• Supplied data:

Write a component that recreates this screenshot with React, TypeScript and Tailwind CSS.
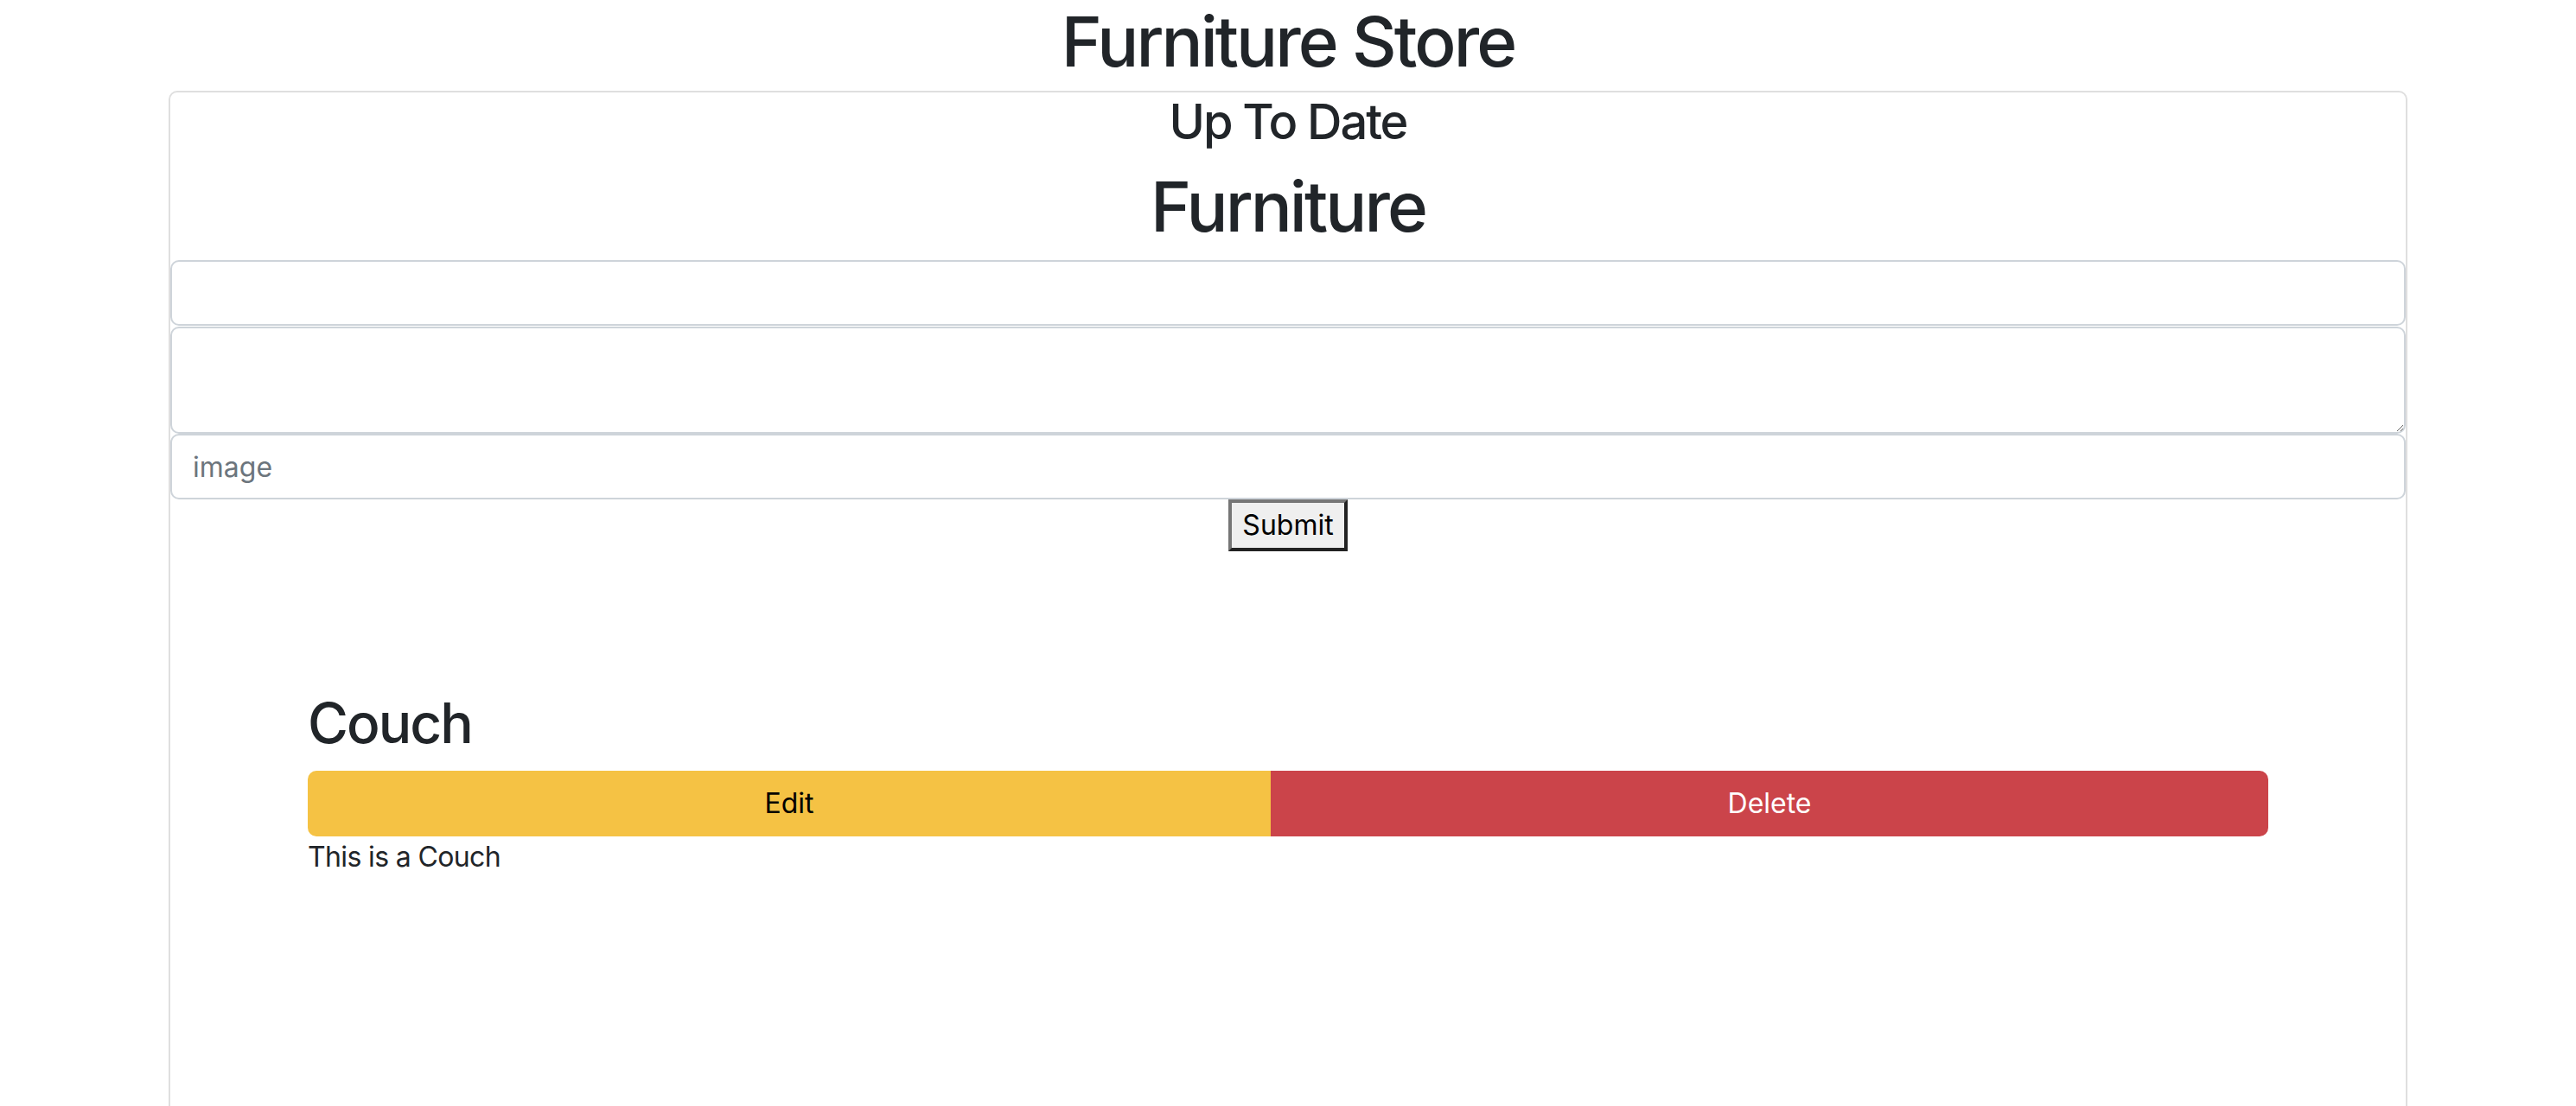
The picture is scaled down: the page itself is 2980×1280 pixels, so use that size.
import React from "react";

const font = { fontFamily: "Inter, 'Noto Sans', sans-serif" };

function FurnitureItem({ name, description }: { name: string; description: string }) {
  return (
    <div className="mx-auto w-[2268px] mt-[161px]">
      <h2 className="text-[64px] leading-[1.2] font-medium tracking-[-0.03em] mb-[16px]">{name}</h2>
      <div className="flex">
        <button className="flex-auto rounded-l-[10px] bg-[#f5c244] border-2 border-[#f5c244] px-[24px] py-[12px] text-[32px] leading-[48px] text-black">
          Edit
        </button>
        <button className="flex-auto rounded-r-[10px] bg-[#cb444a] border-2 border-[#cb444a] px-[24px] py-[12px] text-[32px] leading-[48px] text-white">
          Delete
        </button>
      </div>
      <p className="text-[32px] leading-[48px] tracking-[-0.02em]">{description}</p>
    </div>
  );
}

export default function App() {
  return (
    <div className="min-h-screen bg-white text-[#212529] overflow-hidden" style={font}>
      <h1 className="text-center text-[80px] leading-[96px] font-medium tracking-[-0.037em] mb-[9px]">
        Furniture Store
      </h1>

      <div className="mx-auto w-[2590px] h-[1400px] border-2 border-[#dfdfdf] rounded-[10px]">
        <h3 className="text-center text-[56px] leading-[1.2] font-medium tracking-[-0.037em] mt-px mb-[16px]">
          Up To Date
        </h3>
        <h1 className="text-center text-[80px] leading-[96px] font-medium tracking-[-0.037em] mb-[14px]">
          Furniture
        </h1>

        <form className="flex flex-col" onSubmit={(e) => e.preventDefault()}>
          <input
            type="text"
            className="block w-full h-[76px] border-2 border-[#ced4da] rounded-[10px] px-[24px] text-[32px] outline-none"
          />
          <textarea
            rows={2}
            className="block w-full h-[124px] mt-px border-2 border-[#ced4da] rounded-[10px] px-[24px] py-[12px] text-[32px] leading-[48px] outline-none"
          />
          <input
            type="text"
            placeholder="image"
            className="block w-full h-[76px] border-2 border-[#ced4da] rounded-[10px] px-[24px] text-[32px] outline-none placeholder:text-[#6c757d]"
          />
          <div className="text-center">
            <button
              type="submit"
              className="bg-[#efefef] border-4 border-t-[#767676] border-l-[#767676] border-r-[#222222] border-b-[#222222] px-[12px] py-[2px] text-[32px] leading-[48px] text-black"
            >
              Submit
            </button>
          </div>
        </form>

        <FurnitureItem name="Couch" description="This is a Couch" />
      </div>
    </div>
  );
}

• Exercise directions:
In the copy, include no pictures; restate the listing above exactly.

• Solved exercise:
Write a component that recreates this screenshot with React, TypeScript and Tailwind CSS.
The picture is scaled down: the page itself is 2980×1280 pixels, so use that size.
import React from "react";

const font = { fontFamily: "Inter, 'Noto Sans', sans-serif" };

function FurnitureItem({ name, description }: { name: string; description: string }) {
  return (
    <div className="mx-auto w-[2268px] mt-[161px]">
      <h2 className="text-[64px] leading-[1.2] font-medium tracking-[-0.03em] mb-[16px]">{name}</h2>
      <div className="flex">
        <button className="flex-auto rounded-l-[10px] bg-[#f5c244] border-2 border-[#f5c244] px-[24px] py-[12px] text-[32px] leading-[48px] text-black">
          Edit
        </button>
        <button className="flex-auto rounded-r-[10px] bg-[#cb444a] border-2 border-[#cb444a] px-[24px] py-[12px] text-[32px] leading-[48px] text-white">
          Delete
        </button>
      </div>
      <p className="text-[32px] leading-[48px] tracking-[-0.02em]">{description}</p>
    </div>
  );
}

export default function App() {
  return (
    <div className="min-h-screen bg-white text-[#212529] overflow-hidden" style={font}>
      <h1 className="text-center text-[80px] leading-[96px] font-medium tracking-[-0.037em] mb-[9px]">
        Furniture Store
      </h1>

      <div className="mx-auto w-[2590px] h-[1400px] border-2 border-[#dfdfdf] rounded-[10px]">
        <h3 className="text-center text-[56px] leading-[1.2] font-medium tracking-[-0.037em] mt-px mb-[16px]">
          Up To Date
        </h3>
        <h1 className="text-center text-[80px] leading-[96px] font-medium tracking-[-0.037em] mb-[14px]">
          Furniture
        </h1>

        <form className="flex flex-col" onSubmit={(e) => e.preventDefault()}>
          <input
            type="text"
            className="block w-full h-[76px] border-2 border-[#ced4da] rounded-[10px] px-[24px] text-[32px] outline-none"
          />
          <textarea
            rows={2}
            className="block w-full h-[124px] mt-px border-2 border-[#ced4da] rounded-[10px] px-[24px] py-[12px] text-[32px] leading-[48px] outline-none"
          />
          <input
            type="text"
            placeholder="image"
            className="block w-full h-[76px] border-2 border-[#ced4da] rounded-[10px] px-[24px] text-[32px] outline-none placeholder:text-[#6c757d]"
          />
          <div className="text-center">
            <button
              type="submit"
              className="bg-[#efefef] border-4 border-t-[#767676] border-l-[#767676] border-r-[#222222] border-b-[#222222] px-[12px] py-[2px] text-[32px] leading-[48px] text-black"
            >
              Submit
            </button>
          </div>
        </form>

        <FurnitureItem name="Couch" description="This is a Couch" />
      </div>
    </div>
  );
}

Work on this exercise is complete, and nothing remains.